WASHINGTON, D.C.—The U.S. Chamber of Commerce today praised a decision by the U.S. Supreme Court that preserves the availability of arbitration—a fair, efficient, and economical method of alternative dispute resolution. In its ruling in the case American Express v. Italian Colors Restaurant (available here), the Court again upheld the right of contracting parties to agree to resolve their disputes through a system that is more accessible to consumers and businesses than the judicial system.
“The purpose of this case was to torpedo the ability of two parties to resolve their disputes through arbitration instead of litigation. Today’s ruling yet again upholds arbitration,” said Lisa A. Rickard, president of the U.S. Chamber Institute for Legal Reform (ILR). “The only people who lose under today’s decision are those in the plaintiffs’ bar who want to cash in by forcing disputes into already overburdened courts.”
“Today’s decision preserves contracting parties’ right to choose a less costly and more efficient method of dispute resolution that is much more accessible to consumers and businesses than the expensive and overwhelmed judicial system,” said Kate Todd, vice president of the U.S. Chamber’s National Chamber Litigation Center (NCLC). “Today’s decision does not foreclose any plaintiff with a legitimate claim from invoking their rights and pursuing their claim.”
Arbitration is a procedure for resolving legal disputes outside the courts by utilizing an impartial third party whose decision the parties have agreed to accept. In most agreements to arbitrate, parties agree in advance that if a dispute arises between them, they will go to arbitration instead of filing a lawsuit. Pre-dispute arbitration has been used in the United States for more than 80 years to provide a fair, efficient, and effective alternative to our overcrowded and costly court system.
ILR has worked extensively to educate policy leaders on the benefits of arbitration as an alternative to the traditional legal system. In addition, NCLC filed two amicus curiae briefs in American Express v.

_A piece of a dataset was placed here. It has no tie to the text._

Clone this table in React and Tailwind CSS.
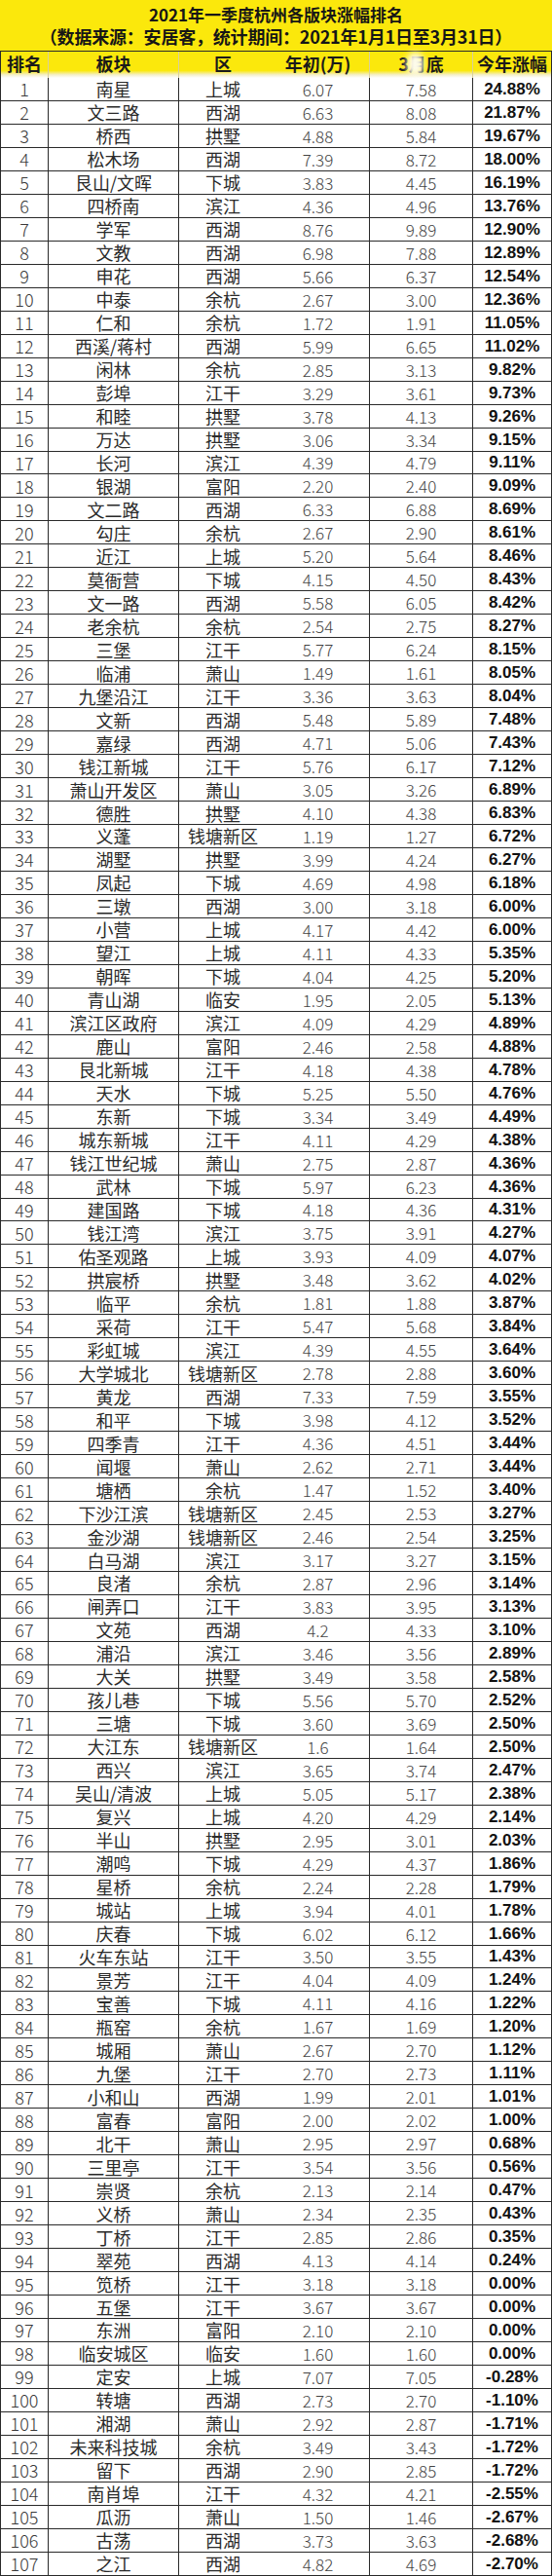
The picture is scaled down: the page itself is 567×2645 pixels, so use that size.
const rows = [
  "1 南星 上城 6.07 7.58 24.88%",
  "2 文三路 西湖 6.63 8.08 21.87%",
  "3 桥西 拱墅 4.88 5.84 19.67%",
  "4 松木场 西湖 7.39 8.72 18.00%",
  "5 艮山/文晖 下城 3.83 4.45 16.19%",
  "6 四桥南 滨江 4.36 4.96 13.76%",
  "7 学军 西湖 8.76 9.89 12.90%",
  "8 文教 西湖 6.98 7.88 12.89%",
  "9 申花 西湖 5.66 6.37 12.54%",
  "10 中泰 余杭 2.67 3.00 12.36%",
  "11 仁和 余杭 1.72 1.91 11.05%",
  "12 西溪/蒋村 西湖 5.99 6.65 11.02%",
  "13 闲林 余杭 2.85 3.13 9.82%",
  "14 彭埠 江干 3.29 3.61 9.73%",
  "15 和睦 拱墅 3.78 4.13 9.26%",
  "16 万达 拱墅 3.06 3.34 9.15%",
  "17 长河 滨江 4.39 4.79 9.11%",
  "18 银湖 富阳 2.20 2.40 9.09%",
  "19 文二路 西湖 6.33 6.88 8.69%",
  "20 勾庄 余杭 2.67 2.90 8.61%",
  "21 近江 上城 5.20 5.64 8.46%",
  "22 莫衙营 下城 4.15 4.50 8.43%",
  "23 文一路 西湖 5.58 6.05 8.42%",
  "24 老余杭 余杭 2.54 2.75 8.27%",
  "25 三堡 江干 5.77 6.24 8.15%",
  "26 临浦 萧山 1.49 1.61 8.05%",
  "27 九堡沿江 江干 3.36 3.63 8.04%",
  "28 文新 西湖 5.48 5.89 7.48%",
  "29 嘉绿 西湖 4.71 5.06 7.43%",
  "30 钱江新城 江干 5.76 6.17 7.12%",
  "31 萧山开发区 萧山 3.05 3.26 6.89%",
  "32 德胜 拱墅 4.10 4.38 6.83%",
  "33 义蓬 钱塘新区 1.19 1.27 6.72%",
  "34 湖墅 拱墅 3.99 4.24 6.27%",
  "35 凤起 下城 4.69 4.98 6.18%",
  "36 三墩 西湖 3.00 3.18 6.00%",
  "37 小营 上城 4.17 4.42 6.00%",
  "38 望江 上城 4.11 4.33 5.35%",
  "39 朝晖 下城 4.04 4.25 5.20%",
  "40 青山湖 临安 1.95 2.05 5.13%",
  "41 滨江区政府 滨江 4.09 4.29 4.89%",
  "42 鹿山 富阳 2.46 2.58 4.88%",
  "43 艮北新城 江干 4.18 4.38 4.78%",
  "44 天水 下城 5.25 5.50 4.76%",
  "45 东新 下城 3.34 3.49 4.49%",
  "46 城东新城 江干 4.11 4.29 4.38%",
  "47 钱江世纪城 萧山 2.75 2.87 4.36%",
  "48 武林 下城 5.97 6.23 4.36%",
  "49 建国路 下城 4.18 4.36 4.31%",
  "50 钱江湾 滨江 3.75 3.91 4.27%",
  "51 佑圣观路 上城 3.93 4.09 4.07%",
  "52 拱宸桥 拱墅 3.48 3.62 4.02%",
  "53 临平 余杭 1.81 1.88 3.87%",
  "54 采荷 江干 5.47 5.68 3.84%",
  "55 彩虹城 滨江 4.39 4.55 3.64%",
  "56 大学城北 钱塘新区 2.78 2.88 3.60%",
  "57 黄龙 西湖 7.33 7.59 3.55%",
  "58 和平 下城 3.98 4.12 3.52%",
  "59 四季青 江干 4.36 4.51 3.44%",
  "60 闻堰 萧山 2.62 2.71 3.44%",
  "61 塘栖 余杭 1.47 1.52 3.40%",
  "62 下沙江滨 钱塘新区 2.45 2.53 3.27%",
  "63 金沙湖 钱塘新区 2.46 2.54 3.25%",
  "64 白马湖 滨江 3.17 3.27 3.15%",
  "65 良渚 余杭 2.87 2.96 3.14%",
  "66 闸弄口 江干 3.83 3.95 3.13%",
  "67 文苑 西湖 4.2 4.33 3.10%",
  "68 浦沿 滨江 3.46 3.56 2.89%",
  "69 大关 拱墅 3.49 3.58 2.58%",
  "70 孩儿巷 下城 5.56 5.70 2.52%",
  "71 三塘 下城 3.60 3.69 2.50%",
  "72 大江东 钱塘新区 1.6 1.64 2.50%",
  "73 西兴 滨江 3.65 3.74 2.47%",
  "74 吴山/清波 上城 5.05 5.17 2.38%",
  "75 复兴 上城 4.20 4.29 2.14%",
  "76 半山 拱墅 2.95 3.01 2.03%",
  "77 潮鸣 下城 4.29 4.37 1.86%",
  "78 星桥 余杭 2.24 2.28 1.79%",
  "79 城站 上城 3.94 4.01 1.78%",
  "80 庆春 下城 6.02 6.12 1.66%",
  "81 火车东站 江干 3.50 3.55 1.43%",
  "82 景芳 江干 4.04 4.09 1.24%",
  "83 宝善 下城 4.11 4.16 1.22%",
  "84 瓶窑 余杭 1.67 1.69 1.20%",
  "85 城厢 萧山 2.67 2.70 1.12%",
  "86 九堡 江干 2.70 2.73 1.11%",
  "87 小和山 西湖 1.99 2.01 1.01%",
  "88 富春 富阳 2.00 2.02 1.00%",
  "89 北干 萧山 2.95 2.97 0.68%",
  "90 三里亭 江干 3.54 3.56 0.56%",
  "91 崇贤 余杭 2.13 2.14 0.47%",
  "92 义桥 萧山 2.34 2.35 0.43%",
  "93 丁桥 江干 2.85 2.86 0.35%",
  "94 翠苑 西湖 4.13 4.14 0.24%",
  "95 笕桥 江干 3.18 3.18 0.00%",
  "96 五堡 江干 3.67 3.67 0.00%",
  "97 东洲 富阳 2.10 2.10 0.00%",
  "98 临安城区 临安 1.60 1.60 0.00%",
  "99 定安 上城 7.07 7.05 -0.28%",
  "100 转塘 西湖 2.73 2.70 -1.10%",
  "101 湘湖 萧山 2.92 2.87 -1.71%",
  "102 未来科技城 余杭 3.49 3.43 -1.72%",
  "103 留下 西湖 2.90 2.85 -1.72%",
  "104 南肖埠 江干 4.32 4.21 -2.55%",
  "105 瓜沥 萧山 1.50 1.46 -2.67%",
  "106 古荡 西湖 3.73 3.63 -2.68%",
  "107 之江 西湖 4.82 4.69 -2.70%",
];

const cols = "grid grid-cols-[49px_134px_90px_106px_106px_1fr]";

function Row({ line }) {
  const [rank, name, district, start, end, pct] = line.split(" ");
  return (
    <div className={`${cols} h-[23.97px] border-b border-[#2a2a2a] leading-none`}>
      <div className="flex items-center justify-center border-r border-[#2a2a2a] text-[18px] font-light text-[#3a3a3a]">
        {rank}
      </div>
      <div className="flex items-center justify-center border-r border-[#2a2a2a] text-[18px] text-[#2a2a2a]">
        {name}
      </div>
      <div className="flex items-center justify-center text-[18px] text-[#2a2a2a]">
        {district}
      </div>
      <div className="flex items-center justify-center border-r border-[#2a2a2a] text-[17px] font-light text-[#444]">
        {start}
      </div>
      <div className="flex items-center justify-center border-r border-[#2a2a2a] text-[17px] font-light text-[#444]">
        {end}
      </div>
      <div className="flex items-center justify-center font-['Liberation_Sans',sans-serif] text-[17px] font-bold text-[#111]">
        {pct}
      </div>
    </div>
  );
}

function HeaderCell({ children, line = true }) {
  return (
    <div
      className={`flex items-center justify-center pb-1 text-[18px] font-bold text-[#1a1a1a] ${
        line ? "border-r border-[#d8cf9a]" : ""
      }`}
    >
      {children}
    </div>
  );
}

export default function App() {
  return (
    <div className="w-full bg-white font-['Noto_Sans_CJK_SC','Noto_Sans',sans-serif]">
      <div className="flex h-[52px] flex-col items-center justify-center bg-[#fbe80c] leading-[23px] text-[#161616]">
        <div className="text-[17px] font-bold">2021年一季度杭州各版块涨幅排名</div>
        <div className="text-[18px] font-bold tracking-[-0.2px]">（数据来源：安居客，统计期间：2021年1月1日至3月31日）</div>
      </div>
      <div className="border-x border-[#2a2a2a]">
        <div
          className={`${cols} h-[28px] border-t border-[#2a2a2a] bg-[linear-gradient(to_bottom,#fbe80c_0%,#fbe80c_72%,#f4efc9_88%,#ffffff_100%)] leading-none`}
        >
          <HeaderCell>排名</HeaderCell>
          <HeaderCell>板块</HeaderCell>
          <HeaderCell line={false}>区</HeaderCell>
          <HeaderCell>年初(万)</HeaderCell>
          <HeaderCell>
            <span className="relative">
              3月底
              <span className="absolute left-[9px] top-[-2px] h-[24px] w-[17px] rounded-full bg-[#fdfbea] blur-[3px]" />
            </span>
          </HeaderCell>
          <HeaderCell line={false}>今年涨幅</HeaderCell>
        </div>
        {rows.map((line) => (
          <Row key={line} line={line} />
        ))}
      </div>
    </div>
  );
}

Italian Colors Restaurant (available here and here).
ILR seeks to promote civil justice reform through legislative, political, judicial, and educational activities at the national, state, and local levels.
NCLC is the litigation arm of the U.S. Chamber of Commerce. The Litigation Center advocates for the fair treatment of business in the courts and before regulatory agencies.
The U.S. Chamber of Commerce is the world’s largest business federation representing the interests of more than 3 million businesses of all sizes, sectors, and regions, as well as state and local chambers and industry associations.